AIM> Select from the data all lines with the word "Output".

RECORD EXTRACTS>
☆ ☆ ☆
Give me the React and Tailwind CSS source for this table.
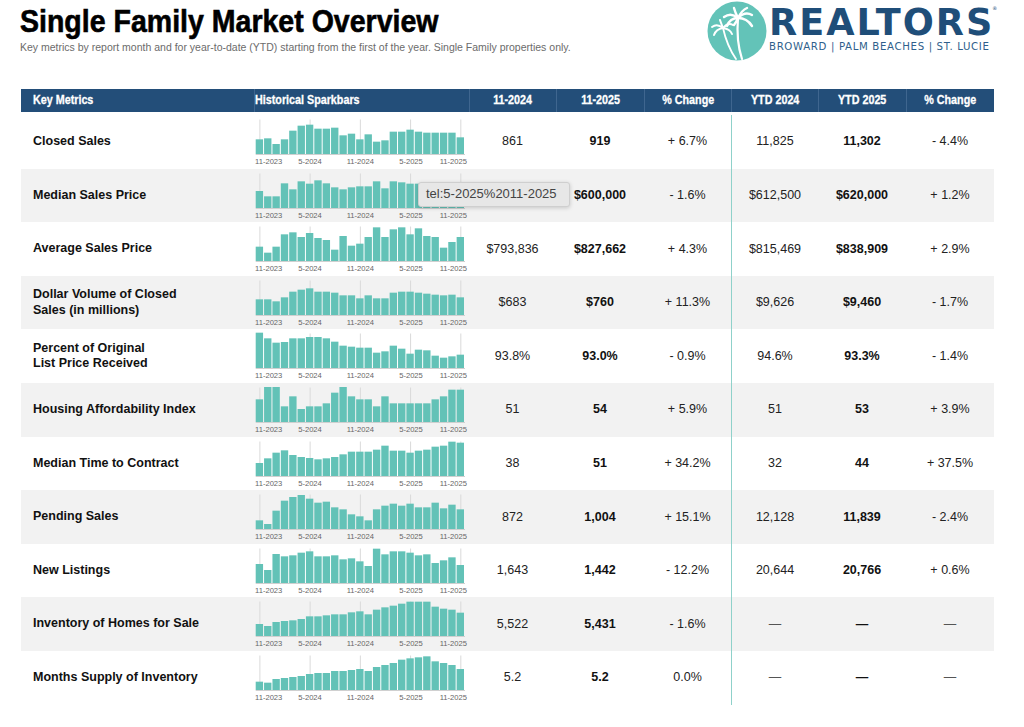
☆ ☆ ☆
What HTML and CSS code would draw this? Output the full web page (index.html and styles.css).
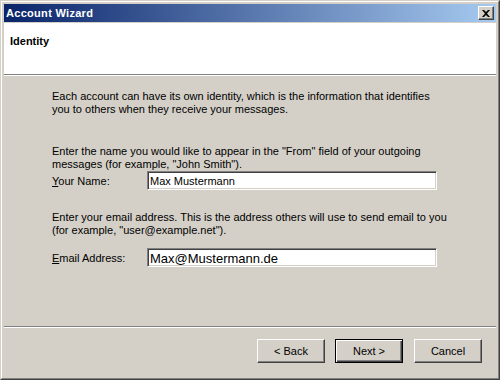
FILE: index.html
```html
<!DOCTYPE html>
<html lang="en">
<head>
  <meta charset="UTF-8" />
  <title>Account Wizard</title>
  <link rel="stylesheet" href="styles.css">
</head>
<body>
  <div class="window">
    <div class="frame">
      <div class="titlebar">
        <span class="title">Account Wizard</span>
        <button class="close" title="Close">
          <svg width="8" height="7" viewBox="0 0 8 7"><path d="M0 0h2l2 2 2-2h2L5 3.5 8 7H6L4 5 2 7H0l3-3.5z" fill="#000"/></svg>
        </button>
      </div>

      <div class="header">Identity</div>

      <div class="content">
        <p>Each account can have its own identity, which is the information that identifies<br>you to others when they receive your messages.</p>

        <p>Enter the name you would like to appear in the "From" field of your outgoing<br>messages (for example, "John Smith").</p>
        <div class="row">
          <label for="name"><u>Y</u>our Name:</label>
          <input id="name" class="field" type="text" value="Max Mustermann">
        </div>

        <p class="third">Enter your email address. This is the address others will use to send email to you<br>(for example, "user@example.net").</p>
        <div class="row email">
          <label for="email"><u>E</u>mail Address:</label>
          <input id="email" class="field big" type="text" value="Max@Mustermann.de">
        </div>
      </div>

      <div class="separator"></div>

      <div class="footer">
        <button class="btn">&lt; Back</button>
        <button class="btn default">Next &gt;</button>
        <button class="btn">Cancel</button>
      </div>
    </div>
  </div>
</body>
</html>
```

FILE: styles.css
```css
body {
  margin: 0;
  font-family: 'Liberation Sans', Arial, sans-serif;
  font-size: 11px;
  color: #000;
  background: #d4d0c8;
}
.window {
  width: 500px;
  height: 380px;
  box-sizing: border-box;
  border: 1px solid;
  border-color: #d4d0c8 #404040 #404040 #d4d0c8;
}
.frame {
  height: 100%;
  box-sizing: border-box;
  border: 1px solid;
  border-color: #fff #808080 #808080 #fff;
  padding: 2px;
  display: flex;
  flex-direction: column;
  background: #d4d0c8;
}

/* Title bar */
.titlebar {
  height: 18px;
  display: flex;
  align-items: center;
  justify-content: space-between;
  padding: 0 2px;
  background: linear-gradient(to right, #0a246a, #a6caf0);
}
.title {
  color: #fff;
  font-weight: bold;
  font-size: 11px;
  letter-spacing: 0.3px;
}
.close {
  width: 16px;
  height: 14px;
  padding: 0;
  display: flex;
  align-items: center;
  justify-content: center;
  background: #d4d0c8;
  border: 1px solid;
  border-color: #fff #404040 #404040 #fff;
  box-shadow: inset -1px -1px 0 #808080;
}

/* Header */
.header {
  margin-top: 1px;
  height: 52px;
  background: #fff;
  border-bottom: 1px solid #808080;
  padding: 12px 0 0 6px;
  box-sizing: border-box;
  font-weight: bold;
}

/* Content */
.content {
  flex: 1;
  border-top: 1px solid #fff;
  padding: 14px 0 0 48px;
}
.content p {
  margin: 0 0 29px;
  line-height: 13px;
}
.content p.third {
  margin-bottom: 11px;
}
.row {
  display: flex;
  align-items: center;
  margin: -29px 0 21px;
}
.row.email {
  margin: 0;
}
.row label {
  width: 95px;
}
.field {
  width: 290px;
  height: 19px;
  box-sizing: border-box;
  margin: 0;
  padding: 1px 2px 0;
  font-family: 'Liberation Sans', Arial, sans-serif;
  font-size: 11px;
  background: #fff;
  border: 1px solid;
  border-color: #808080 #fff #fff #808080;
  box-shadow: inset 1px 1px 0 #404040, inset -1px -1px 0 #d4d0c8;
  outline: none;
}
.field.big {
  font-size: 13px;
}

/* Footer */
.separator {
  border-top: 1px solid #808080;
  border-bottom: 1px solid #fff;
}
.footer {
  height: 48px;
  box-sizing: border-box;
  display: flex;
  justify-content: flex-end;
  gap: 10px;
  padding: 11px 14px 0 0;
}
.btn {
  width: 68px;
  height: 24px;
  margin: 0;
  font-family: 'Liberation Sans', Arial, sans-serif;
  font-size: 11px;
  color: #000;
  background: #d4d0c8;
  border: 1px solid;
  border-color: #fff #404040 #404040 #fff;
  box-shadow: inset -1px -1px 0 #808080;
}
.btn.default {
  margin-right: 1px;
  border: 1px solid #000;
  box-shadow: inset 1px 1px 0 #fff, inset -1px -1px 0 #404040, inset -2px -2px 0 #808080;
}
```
☆ ☆ ☆
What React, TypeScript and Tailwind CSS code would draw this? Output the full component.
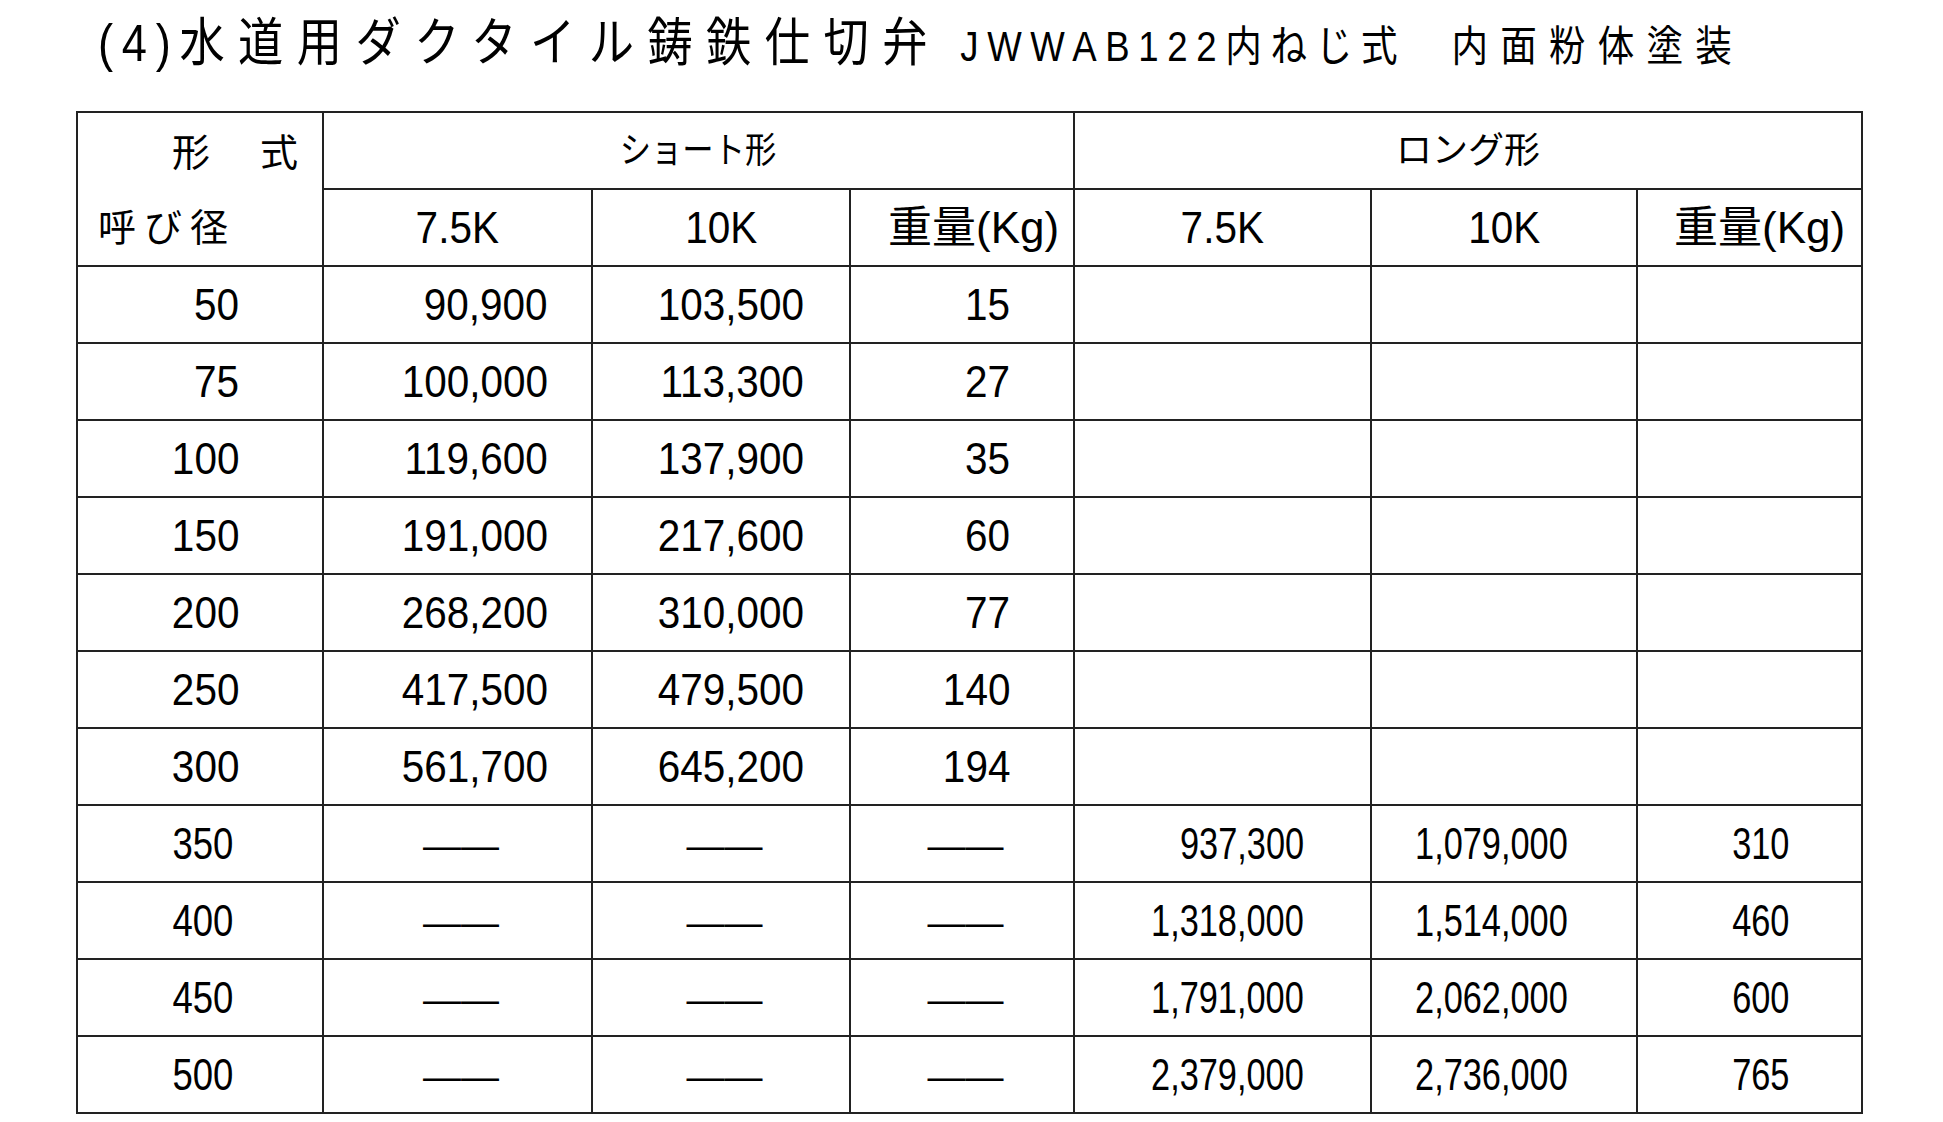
☆ ☆ ☆
RESPONSE>
What HTML and CSS code would draw this? Output the full web page (index.html and styles.css).
What React, TypeScript and Tailwind CSS code would draw this? Output the full component.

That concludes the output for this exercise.